Centered hyperspherical and hyperellipsoidal one-class support vector machines for anomaly detection in sensor networks

Anomaly detection in wireless sensor networks is an important challenge for tasks such as intrusion detection and monitoring applications. This paper proposes two approaches to detecting anomalies from measurements from sensor networks. The first approach is a linear programming-based hyperellipsoidal formulation, which is called a centered hyperellipsoidal support vector machine (CESVM). While this CESVM approach has advantages in terms of its flexibility in the selection of parameters and the computational complexity, it has limited scope for distributed implementation in sensor networks. In our second approach, we propose a distributed anomaly detection algorithm for sensor networks using a one-class quarter-sphere support vector machine (QSSVM).
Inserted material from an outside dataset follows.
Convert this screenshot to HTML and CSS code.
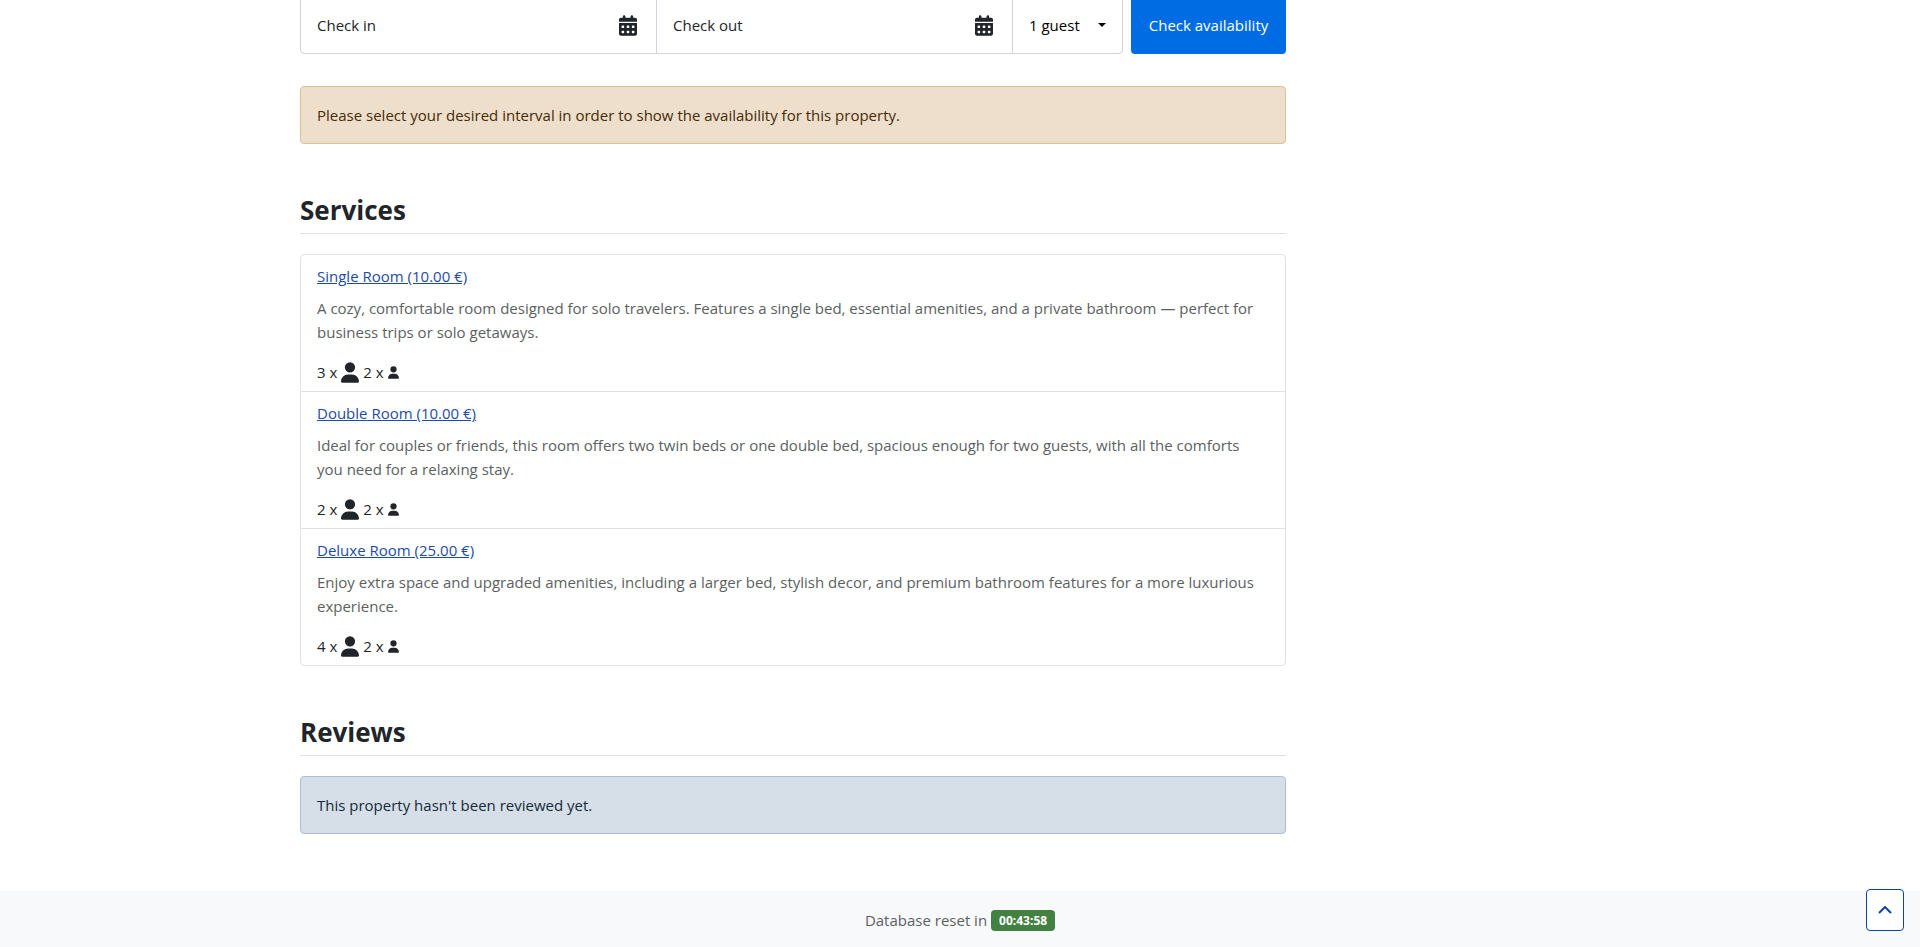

Here a hypersphere is found that captures normal data vectors in a higher dimensional space for each sensor node. Then summary information about the hyperspheres is communicated among the nodes to arrive at a global hypersphere, which is used by the sensors to identify any anomalies in their measurements. We show that the CESVM and QSSVM formulations can both achieve high detection accuracies on a variety of real and synthetic data sets. Our evaluation of the distributed algorithm using QSSVM reveals that it detects anomalies with comparable accuracy and less communication overhead than a centralized approach.